— Given information —
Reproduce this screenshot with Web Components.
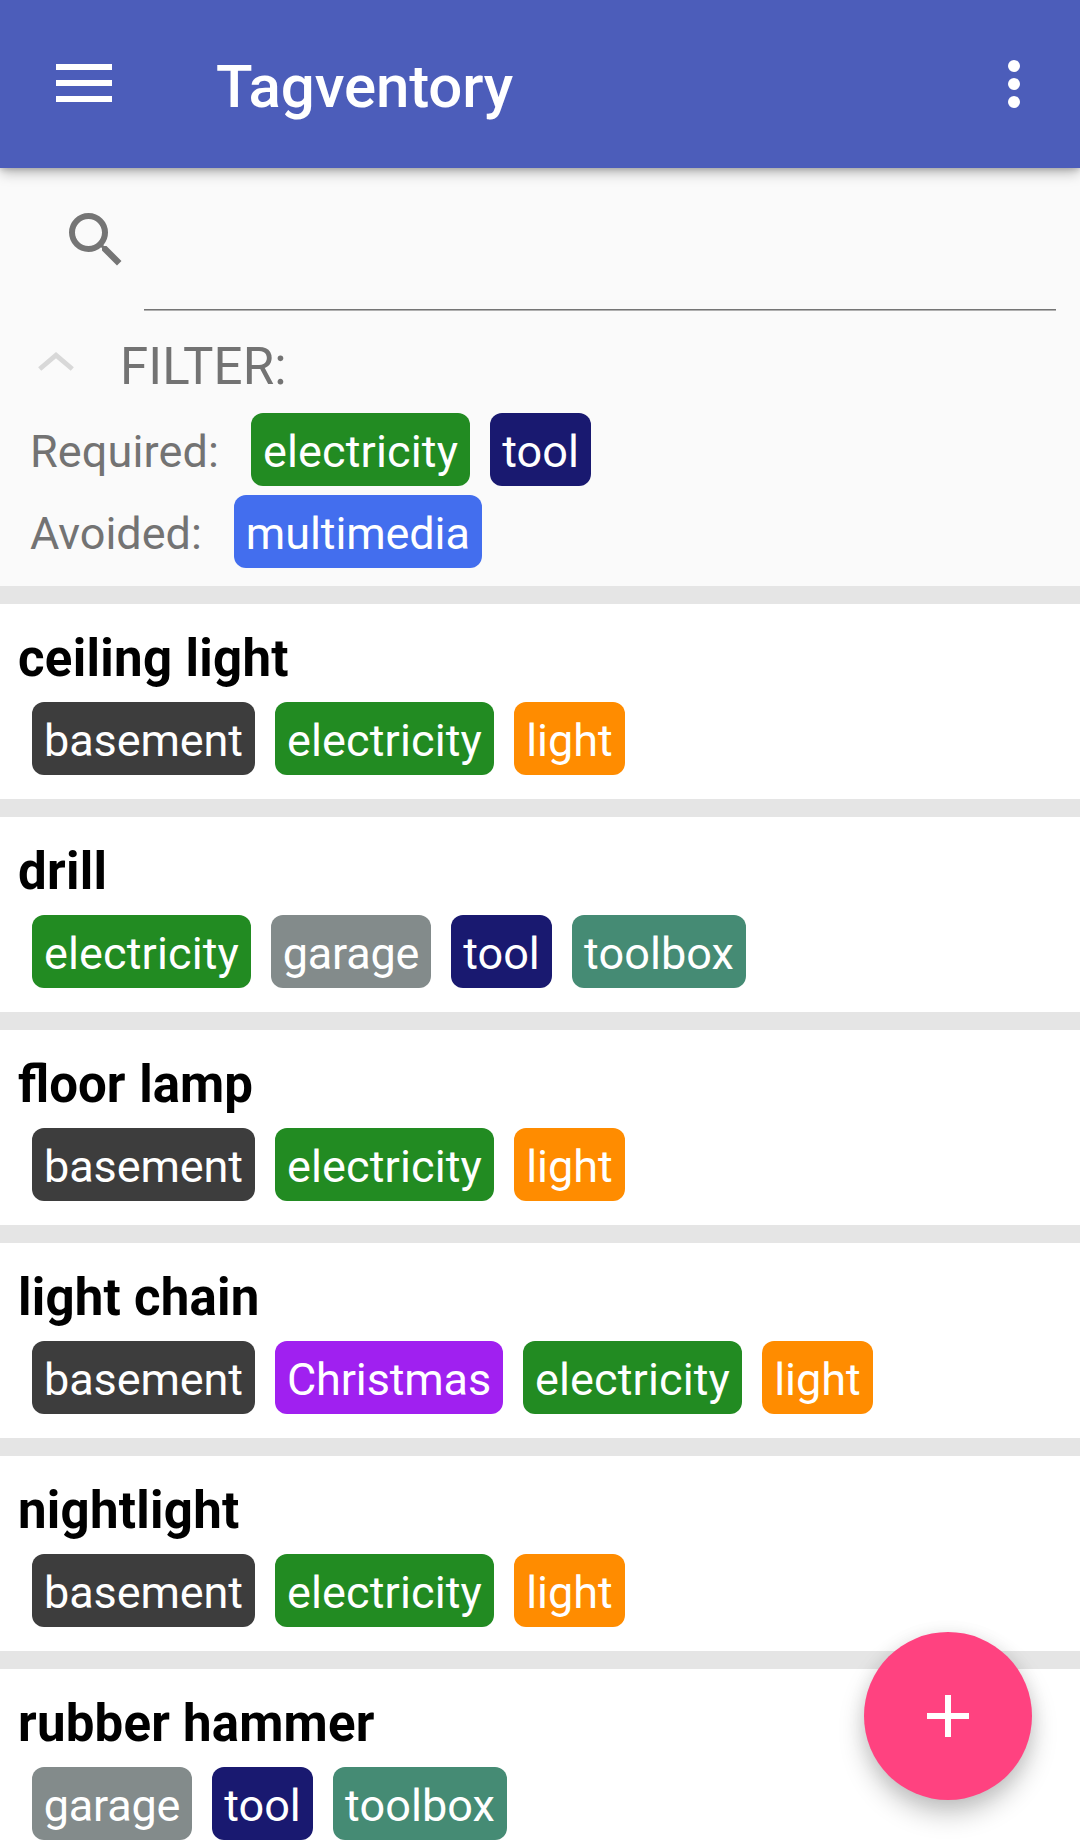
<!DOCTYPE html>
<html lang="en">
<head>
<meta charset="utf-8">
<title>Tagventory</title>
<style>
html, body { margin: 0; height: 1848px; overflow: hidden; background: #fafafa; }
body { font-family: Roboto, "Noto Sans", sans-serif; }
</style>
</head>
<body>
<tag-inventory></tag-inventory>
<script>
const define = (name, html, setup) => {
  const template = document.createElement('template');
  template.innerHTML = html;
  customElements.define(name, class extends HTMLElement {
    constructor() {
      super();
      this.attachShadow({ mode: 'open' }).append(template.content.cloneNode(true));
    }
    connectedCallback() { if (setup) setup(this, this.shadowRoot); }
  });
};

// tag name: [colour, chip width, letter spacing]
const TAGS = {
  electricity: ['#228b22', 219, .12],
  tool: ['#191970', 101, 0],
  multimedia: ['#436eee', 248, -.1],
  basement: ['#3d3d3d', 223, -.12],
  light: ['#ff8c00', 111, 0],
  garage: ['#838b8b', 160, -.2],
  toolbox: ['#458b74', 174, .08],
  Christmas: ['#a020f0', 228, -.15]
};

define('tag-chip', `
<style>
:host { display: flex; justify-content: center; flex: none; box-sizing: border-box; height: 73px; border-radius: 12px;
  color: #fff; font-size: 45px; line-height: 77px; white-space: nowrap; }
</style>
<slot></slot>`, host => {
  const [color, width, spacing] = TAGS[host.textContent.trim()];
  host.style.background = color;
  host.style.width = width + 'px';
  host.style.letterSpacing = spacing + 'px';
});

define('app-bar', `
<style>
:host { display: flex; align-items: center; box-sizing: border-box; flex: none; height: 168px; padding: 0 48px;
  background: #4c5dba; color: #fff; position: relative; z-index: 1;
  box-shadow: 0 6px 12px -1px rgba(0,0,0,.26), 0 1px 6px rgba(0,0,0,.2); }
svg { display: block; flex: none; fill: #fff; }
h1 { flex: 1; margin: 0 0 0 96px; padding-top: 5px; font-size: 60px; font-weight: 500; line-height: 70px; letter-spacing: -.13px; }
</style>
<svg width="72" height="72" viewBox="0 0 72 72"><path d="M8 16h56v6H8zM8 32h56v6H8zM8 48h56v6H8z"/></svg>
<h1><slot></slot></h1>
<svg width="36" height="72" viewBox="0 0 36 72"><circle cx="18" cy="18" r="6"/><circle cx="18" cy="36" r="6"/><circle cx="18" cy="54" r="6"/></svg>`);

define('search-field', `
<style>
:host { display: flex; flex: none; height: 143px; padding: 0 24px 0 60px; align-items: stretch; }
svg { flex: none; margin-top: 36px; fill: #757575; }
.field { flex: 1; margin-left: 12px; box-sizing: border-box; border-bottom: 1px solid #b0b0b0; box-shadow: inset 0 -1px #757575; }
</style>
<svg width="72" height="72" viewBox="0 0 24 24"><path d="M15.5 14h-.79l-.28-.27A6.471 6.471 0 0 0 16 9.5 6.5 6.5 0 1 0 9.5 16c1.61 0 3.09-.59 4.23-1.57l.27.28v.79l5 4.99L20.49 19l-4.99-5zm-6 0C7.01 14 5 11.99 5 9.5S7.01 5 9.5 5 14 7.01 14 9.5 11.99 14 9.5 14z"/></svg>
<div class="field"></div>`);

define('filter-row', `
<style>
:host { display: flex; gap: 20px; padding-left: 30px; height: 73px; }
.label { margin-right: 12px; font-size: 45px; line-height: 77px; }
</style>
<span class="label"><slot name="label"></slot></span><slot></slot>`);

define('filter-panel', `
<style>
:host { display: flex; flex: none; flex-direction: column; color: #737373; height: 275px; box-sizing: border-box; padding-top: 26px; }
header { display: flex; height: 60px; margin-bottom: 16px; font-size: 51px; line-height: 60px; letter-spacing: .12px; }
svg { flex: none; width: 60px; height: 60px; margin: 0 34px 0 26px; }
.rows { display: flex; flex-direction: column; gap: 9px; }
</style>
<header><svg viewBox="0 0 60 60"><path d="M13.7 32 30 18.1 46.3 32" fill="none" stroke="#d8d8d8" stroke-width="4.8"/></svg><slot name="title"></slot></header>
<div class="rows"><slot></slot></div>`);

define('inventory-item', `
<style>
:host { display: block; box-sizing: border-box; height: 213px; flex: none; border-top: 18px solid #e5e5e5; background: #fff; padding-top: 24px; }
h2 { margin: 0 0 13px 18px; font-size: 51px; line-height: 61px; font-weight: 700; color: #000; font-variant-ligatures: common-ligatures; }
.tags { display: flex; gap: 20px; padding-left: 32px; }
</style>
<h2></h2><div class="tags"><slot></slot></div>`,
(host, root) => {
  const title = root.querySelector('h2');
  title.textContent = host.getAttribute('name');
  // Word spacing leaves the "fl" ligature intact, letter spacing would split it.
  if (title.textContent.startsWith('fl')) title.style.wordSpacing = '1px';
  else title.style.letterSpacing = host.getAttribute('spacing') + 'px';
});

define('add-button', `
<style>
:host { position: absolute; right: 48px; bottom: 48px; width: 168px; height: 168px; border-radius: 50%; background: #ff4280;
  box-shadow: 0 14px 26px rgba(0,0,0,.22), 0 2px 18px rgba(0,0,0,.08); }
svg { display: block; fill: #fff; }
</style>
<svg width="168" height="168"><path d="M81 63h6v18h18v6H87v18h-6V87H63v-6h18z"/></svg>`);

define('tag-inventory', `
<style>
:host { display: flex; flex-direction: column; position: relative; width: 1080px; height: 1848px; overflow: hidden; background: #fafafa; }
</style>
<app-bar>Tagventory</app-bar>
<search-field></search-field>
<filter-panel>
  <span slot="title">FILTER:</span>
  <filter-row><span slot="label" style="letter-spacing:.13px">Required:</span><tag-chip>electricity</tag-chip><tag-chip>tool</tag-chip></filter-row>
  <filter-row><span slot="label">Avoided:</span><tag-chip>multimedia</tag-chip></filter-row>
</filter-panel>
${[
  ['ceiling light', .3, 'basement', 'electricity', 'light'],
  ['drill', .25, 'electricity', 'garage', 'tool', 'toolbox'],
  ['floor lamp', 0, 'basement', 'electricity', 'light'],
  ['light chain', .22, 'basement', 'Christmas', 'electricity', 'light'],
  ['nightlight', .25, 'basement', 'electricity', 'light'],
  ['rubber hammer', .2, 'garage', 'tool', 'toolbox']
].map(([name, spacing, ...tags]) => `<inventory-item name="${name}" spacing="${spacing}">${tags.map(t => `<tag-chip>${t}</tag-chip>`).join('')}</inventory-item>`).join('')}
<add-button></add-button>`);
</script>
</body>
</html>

— What is needed —
Your task is to repeat the material above exactly, without its pictures.

— Exercise answer —
Reproduce this screenshot with Web Components.
<!DOCTYPE html>
<html lang="en">
<head>
<meta charset="utf-8">
<title>Tagventory</title>
<style>
html, body { margin: 0; height: 1848px; overflow: hidden; background: #fafafa; }
body { font-family: Roboto, "Noto Sans", sans-serif; }
</style>
</head>
<body>
<tag-inventory></tag-inventory>
<script>
const define = (name, html, setup) => {
  const template = document.createElement('template');
  template.innerHTML = html;
  customElements.define(name, class extends HTMLElement {
    constructor() {
      super();
      this.attachShadow({ mode: 'open' }).append(template.content.cloneNode(true));
    }
    connectedCallback() { if (setup) setup(this, this.shadowRoot); }
  });
};

// tag name: [colour, chip width, letter spacing]
const TAGS = {
  electricity: ['#228b22', 219, .12],
  tool: ['#191970', 101, 0],
  multimedia: ['#436eee', 248, -.1],
  basement: ['#3d3d3d', 223, -.12],
  light: ['#ff8c00', 111, 0],
  garage: ['#838b8b', 160, -.2],
  toolbox: ['#458b74', 174, .08],
  Christmas: ['#a020f0', 228, -.15]
};

define('tag-chip', `
<style>
:host { display: flex; justify-content: center; flex: none; box-sizing: border-box; height: 73px; border-radius: 12px;
  color: #fff; font-size: 45px; line-height: 77px; white-space: nowrap; }
</style>
<slot></slot>`, host => {
  const [color, width, spacing] = TAGS[host.textContent.trim()];
  host.style.background = color;
  host.style.width = width + 'px';
  host.style.letterSpacing = spacing + 'px';
});

define('app-bar', `
<style>
:host { display: flex; align-items: center; box-sizing: border-box; flex: none; height: 168px; padding: 0 48px;
  background: #4c5dba; color: #fff; position: relative; z-index: 1;
  box-shadow: 0 6px 12px -1px rgba(0,0,0,.26), 0 1px 6px rgba(0,0,0,.2); }
svg { display: block; flex: none; fill: #fff; }
h1 { flex: 1; margin: 0 0 0 96px; padding-top: 5px; font-size: 60px; font-weight: 500; line-height: 70px; letter-spacing: -.13px; }
</style>
<svg width="72" height="72" viewBox="0 0 72 72"><path d="M8 16h56v6H8zM8 32h56v6H8zM8 48h56v6H8z"/></svg>
<h1><slot></slot></h1>
<svg width="36" height="72" viewBox="0 0 36 72"><circle cx="18" cy="18" r="6"/><circle cx="18" cy="36" r="6"/><circle cx="18" cy="54" r="6"/></svg>`);

define('search-field', `
<style>
:host { display: flex; flex: none; height: 143px; padding: 0 24px 0 60px; align-items: stretch; }
svg { flex: none; margin-top: 36px; fill: #757575; }
.field { flex: 1; margin-left: 12px; box-sizing: border-box; border-bottom: 1px solid #b0b0b0; box-shadow: inset 0 -1px #757575; }
</style>
<svg width="72" height="72" viewBox="0 0 24 24"><path d="M15.5 14h-.79l-.28-.27A6.471 6.471 0 0 0 16 9.5 6.5 6.5 0 1 0 9.5 16c1.61 0 3.09-.59 4.23-1.57l.27.28v.79l5 4.99L20.49 19l-4.99-5zm-6 0C7.01 14 5 11.99 5 9.5S7.01 5 9.5 5 14 7.01 14 9.5 11.99 14 9.5 14z"/></svg>
<div class="field"></div>`);

define('filter-row', `
<style>
:host { display: flex; gap: 20px; padding-left: 30px; height: 73px; }
.label { margin-right: 12px; font-size: 45px; line-height: 77px; }
</style>
<span class="label"><slot name="label"></slot></span><slot></slot>`);

define('filter-panel', `
<style>
:host { display: flex; flex: none; flex-direction: column; color: #737373; height: 275px; box-sizing: border-box; padding-top: 26px; }
header { display: flex; height: 60px; margin-bottom: 16px; font-size: 51px; line-height: 60px; letter-spacing: .12px; }
svg { flex: none; width: 60px; height: 60px; margin: 0 34px 0 26px; }
.rows { display: flex; flex-direction: column; gap: 9px; }
</style>
<header><svg viewBox="0 0 60 60"><path d="M13.7 32 30 18.1 46.3 32" fill="none" stroke="#d8d8d8" stroke-width="4.8"/></svg><slot name="title"></slot></header>
<div class="rows"><slot></slot></div>`);

define('inventory-item', `
<style>
:host { display: block; box-sizing: border-box; height: 213px; flex: none; border-top: 18px solid #e5e5e5; background: #fff; padding-top: 24px; }
h2 { margin: 0 0 13px 18px; font-size: 51px; line-height: 61px; font-weight: 700; color: #000; font-variant-ligatures: common-ligatures; }
.tags { display: flex; gap: 20px; padding-left: 32px; }
</style>
<h2></h2><div class="tags"><slot></slot></div>`,
(host, root) => {
  const title = root.querySelector('h2');
  title.textContent = host.getAttribute('name');
  // Word spacing leaves the "fl" ligature intact, letter spacing would split it.
  if (title.textContent.startsWith('fl')) title.style.wordSpacing = '1px';
  else title.style.letterSpacing = host.getAttribute('spacing') + 'px';
});

define('add-button', `
<style>
:host { position: absolute; right: 48px; bottom: 48px; width: 168px; height: 168px; border-radius: 50%; background: #ff4280;
  box-shadow: 0 14px 26px rgba(0,0,0,.22), 0 2px 18px rgba(0,0,0,.08); }
svg { display: block; fill: #fff; }
</style>
<svg width="168" height="168"><path d="M81 63h6v18h18v6H87v18h-6V87H63v-6h18z"/></svg>`);

define('tag-inventory', `
<style>
:host { display: flex; flex-direction: column; position: relative; width: 1080px; height: 1848px; overflow: hidden; background: #fafafa; }
</style>
<app-bar>Tagventory</app-bar>
<search-field></search-field>
<filter-panel>
  <span slot="title">FILTER:</span>
  <filter-row><span slot="label" style="letter-spacing:.13px">Required:</span><tag-chip>electricity</tag-chip><tag-chip>tool</tag-chip></filter-row>
  <filter-row><span slot="label">Avoided:</span><tag-chip>multimedia</tag-chip></filter-row>
</filter-panel>
${[
  ['ceiling light', .3, 'basement', 'electricity', 'light'],
  ['drill', .25, 'electricity', 'garage', 'tool', 'toolbox'],
  ['floor lamp', 0, 'basement', 'electricity', 'light'],
  ['light chain', .22, 'basement', 'Christmas', 'electricity', 'light'],
  ['nightlight', .25, 'basement', 'electricity', 'light'],
  ['rubber hammer', .2, 'garage', 'tool', 'toolbox']
].map(([name, spacing, ...tags]) => `<inventory-item name="${name}" spacing="${spacing}">${tags.map(t => `<tag-chip>${t}</tag-chip>`).join('')}</inventory-item>`).join('')}
<add-button></add-button>`);
</script>
</body>
</html>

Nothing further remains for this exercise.